Directions for this task
In the records that follow, locate every line with "React" and extract it.
— Begin The input —
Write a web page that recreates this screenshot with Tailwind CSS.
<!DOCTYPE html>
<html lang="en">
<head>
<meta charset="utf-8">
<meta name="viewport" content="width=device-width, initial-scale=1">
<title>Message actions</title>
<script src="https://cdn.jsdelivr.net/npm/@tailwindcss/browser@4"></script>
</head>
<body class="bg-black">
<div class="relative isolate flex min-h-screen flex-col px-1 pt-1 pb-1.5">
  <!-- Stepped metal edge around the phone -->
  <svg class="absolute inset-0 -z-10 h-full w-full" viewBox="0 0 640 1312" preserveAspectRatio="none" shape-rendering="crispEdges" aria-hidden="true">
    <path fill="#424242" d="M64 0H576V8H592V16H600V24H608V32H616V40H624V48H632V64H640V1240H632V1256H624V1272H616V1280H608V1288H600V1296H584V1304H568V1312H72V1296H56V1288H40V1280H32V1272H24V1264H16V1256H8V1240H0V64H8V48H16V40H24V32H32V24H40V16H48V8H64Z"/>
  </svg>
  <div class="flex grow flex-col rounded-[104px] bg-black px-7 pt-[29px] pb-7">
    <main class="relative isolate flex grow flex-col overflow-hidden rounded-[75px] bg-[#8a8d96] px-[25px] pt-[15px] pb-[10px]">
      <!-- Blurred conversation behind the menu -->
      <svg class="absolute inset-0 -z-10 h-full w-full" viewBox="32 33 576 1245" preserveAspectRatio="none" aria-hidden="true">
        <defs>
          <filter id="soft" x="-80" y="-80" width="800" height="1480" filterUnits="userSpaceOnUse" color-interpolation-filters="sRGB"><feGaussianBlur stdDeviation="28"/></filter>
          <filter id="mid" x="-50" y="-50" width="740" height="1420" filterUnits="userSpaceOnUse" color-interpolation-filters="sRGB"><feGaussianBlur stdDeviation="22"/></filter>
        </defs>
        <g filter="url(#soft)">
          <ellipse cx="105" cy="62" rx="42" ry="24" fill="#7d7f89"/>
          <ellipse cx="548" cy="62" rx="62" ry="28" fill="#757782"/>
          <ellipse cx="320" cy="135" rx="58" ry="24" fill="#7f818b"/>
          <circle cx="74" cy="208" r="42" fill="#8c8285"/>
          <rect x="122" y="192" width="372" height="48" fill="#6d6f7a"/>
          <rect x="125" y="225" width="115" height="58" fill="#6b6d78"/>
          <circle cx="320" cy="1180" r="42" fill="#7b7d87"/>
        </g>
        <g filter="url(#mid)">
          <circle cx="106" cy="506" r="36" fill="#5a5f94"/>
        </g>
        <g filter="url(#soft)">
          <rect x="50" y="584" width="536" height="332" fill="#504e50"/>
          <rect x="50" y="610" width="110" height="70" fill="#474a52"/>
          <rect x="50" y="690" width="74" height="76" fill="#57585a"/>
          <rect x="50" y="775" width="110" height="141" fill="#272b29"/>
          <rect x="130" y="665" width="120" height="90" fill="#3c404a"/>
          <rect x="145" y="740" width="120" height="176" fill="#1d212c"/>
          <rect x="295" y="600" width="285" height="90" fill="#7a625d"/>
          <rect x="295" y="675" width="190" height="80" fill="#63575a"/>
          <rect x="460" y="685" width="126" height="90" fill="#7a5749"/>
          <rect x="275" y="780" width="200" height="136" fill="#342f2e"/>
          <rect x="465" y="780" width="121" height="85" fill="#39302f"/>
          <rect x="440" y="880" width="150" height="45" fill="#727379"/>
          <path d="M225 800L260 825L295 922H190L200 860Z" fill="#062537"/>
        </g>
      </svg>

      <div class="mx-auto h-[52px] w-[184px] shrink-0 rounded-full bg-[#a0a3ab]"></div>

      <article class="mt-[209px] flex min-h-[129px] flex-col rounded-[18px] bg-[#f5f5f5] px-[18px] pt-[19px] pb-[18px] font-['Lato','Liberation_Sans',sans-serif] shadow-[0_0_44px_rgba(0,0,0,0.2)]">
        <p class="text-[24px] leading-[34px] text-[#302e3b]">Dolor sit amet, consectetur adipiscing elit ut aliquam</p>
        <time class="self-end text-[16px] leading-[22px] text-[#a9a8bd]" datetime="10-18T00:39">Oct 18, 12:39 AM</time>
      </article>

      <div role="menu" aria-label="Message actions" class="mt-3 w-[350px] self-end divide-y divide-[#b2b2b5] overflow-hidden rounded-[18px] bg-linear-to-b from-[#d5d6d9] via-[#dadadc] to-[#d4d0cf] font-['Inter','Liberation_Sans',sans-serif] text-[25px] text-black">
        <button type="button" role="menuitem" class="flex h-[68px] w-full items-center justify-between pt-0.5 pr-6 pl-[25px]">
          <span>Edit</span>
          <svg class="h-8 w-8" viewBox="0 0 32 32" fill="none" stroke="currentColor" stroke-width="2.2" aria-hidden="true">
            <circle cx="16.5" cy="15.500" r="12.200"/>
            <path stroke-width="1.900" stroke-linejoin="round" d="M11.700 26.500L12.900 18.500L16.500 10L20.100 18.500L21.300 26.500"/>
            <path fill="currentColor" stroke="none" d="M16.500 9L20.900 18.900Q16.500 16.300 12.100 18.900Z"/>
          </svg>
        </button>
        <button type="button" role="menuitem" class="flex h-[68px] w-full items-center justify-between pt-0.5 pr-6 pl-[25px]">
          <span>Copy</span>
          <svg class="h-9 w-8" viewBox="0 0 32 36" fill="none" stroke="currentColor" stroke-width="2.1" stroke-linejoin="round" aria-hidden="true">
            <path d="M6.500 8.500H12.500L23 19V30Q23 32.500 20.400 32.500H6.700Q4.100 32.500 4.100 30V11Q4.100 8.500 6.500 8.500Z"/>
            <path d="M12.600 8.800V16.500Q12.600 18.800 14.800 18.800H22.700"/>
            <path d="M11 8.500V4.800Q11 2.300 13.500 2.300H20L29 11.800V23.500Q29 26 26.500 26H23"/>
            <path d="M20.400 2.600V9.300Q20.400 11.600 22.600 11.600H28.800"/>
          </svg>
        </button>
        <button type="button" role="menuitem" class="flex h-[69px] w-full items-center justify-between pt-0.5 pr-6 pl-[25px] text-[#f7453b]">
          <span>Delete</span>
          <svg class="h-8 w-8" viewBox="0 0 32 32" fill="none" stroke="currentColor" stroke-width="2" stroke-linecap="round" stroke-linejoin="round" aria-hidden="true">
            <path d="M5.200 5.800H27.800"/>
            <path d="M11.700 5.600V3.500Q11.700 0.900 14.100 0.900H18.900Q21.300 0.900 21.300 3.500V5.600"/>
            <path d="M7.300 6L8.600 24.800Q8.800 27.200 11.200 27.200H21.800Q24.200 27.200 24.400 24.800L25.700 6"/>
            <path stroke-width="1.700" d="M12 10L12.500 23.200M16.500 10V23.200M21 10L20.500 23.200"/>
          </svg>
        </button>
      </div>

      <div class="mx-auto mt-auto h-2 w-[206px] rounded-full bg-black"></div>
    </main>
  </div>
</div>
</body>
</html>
— End The input —
— Begin The input —
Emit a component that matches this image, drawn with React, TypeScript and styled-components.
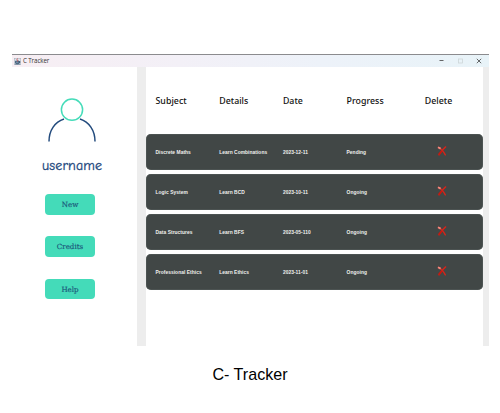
— End The input —
— Begin The input —
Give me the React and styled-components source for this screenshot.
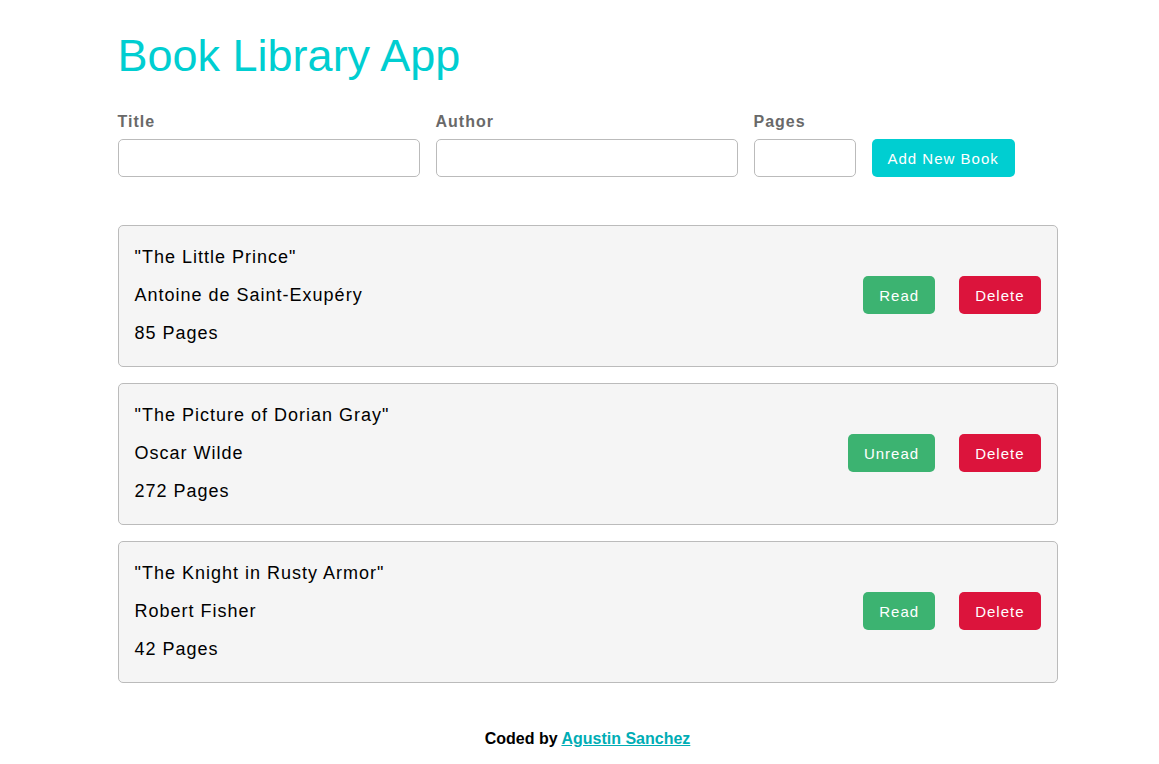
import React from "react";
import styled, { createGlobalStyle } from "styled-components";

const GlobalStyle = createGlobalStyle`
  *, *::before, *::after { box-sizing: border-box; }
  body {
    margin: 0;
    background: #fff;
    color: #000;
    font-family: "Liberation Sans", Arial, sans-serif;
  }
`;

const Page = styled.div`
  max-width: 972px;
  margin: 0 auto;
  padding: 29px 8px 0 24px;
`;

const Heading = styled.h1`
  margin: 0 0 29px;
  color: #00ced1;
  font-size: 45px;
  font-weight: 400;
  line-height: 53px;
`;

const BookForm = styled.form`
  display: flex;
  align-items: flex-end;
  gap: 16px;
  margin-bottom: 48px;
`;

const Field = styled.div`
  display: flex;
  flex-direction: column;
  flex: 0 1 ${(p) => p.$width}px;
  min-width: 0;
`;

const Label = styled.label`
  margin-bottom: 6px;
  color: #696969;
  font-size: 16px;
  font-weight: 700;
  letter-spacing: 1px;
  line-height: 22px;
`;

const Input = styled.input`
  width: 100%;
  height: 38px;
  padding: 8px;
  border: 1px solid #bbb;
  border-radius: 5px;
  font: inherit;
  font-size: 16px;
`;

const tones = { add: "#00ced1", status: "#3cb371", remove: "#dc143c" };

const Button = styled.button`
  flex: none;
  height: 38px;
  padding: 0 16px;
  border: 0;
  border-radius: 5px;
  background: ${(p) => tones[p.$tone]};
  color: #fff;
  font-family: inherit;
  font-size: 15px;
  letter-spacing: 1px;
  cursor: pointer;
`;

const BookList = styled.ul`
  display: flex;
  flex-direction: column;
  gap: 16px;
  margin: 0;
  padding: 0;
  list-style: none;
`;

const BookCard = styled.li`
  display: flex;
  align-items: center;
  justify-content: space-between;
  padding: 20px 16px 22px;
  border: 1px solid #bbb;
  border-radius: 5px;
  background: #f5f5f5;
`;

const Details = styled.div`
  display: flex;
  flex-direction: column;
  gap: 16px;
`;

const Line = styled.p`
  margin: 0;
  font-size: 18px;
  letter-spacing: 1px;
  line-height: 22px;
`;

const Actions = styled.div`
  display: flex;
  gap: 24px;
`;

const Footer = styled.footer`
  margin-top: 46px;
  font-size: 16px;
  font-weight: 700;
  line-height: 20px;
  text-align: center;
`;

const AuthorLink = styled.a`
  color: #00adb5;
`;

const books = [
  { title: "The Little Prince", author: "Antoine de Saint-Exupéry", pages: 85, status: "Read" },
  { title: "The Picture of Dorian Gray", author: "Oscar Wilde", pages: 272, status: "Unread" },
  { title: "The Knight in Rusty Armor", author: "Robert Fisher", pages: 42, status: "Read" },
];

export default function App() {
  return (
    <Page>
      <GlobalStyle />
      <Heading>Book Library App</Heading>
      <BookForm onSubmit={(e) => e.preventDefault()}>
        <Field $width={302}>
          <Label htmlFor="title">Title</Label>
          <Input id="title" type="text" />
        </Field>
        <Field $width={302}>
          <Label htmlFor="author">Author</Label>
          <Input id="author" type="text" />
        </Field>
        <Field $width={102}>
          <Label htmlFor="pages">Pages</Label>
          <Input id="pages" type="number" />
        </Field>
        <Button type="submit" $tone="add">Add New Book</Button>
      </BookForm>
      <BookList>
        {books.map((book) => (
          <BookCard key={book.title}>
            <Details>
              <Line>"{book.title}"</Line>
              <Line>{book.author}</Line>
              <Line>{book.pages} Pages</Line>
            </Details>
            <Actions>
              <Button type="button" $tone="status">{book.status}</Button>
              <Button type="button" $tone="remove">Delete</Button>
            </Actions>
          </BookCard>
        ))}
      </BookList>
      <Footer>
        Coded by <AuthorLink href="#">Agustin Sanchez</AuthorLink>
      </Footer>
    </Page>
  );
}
— End The input —
Answer to the task
Emit a component that matches this image, drawn with React, TypeScript and styled-components.
Give me the React and styled-components source for this screenshot.
import React from "react";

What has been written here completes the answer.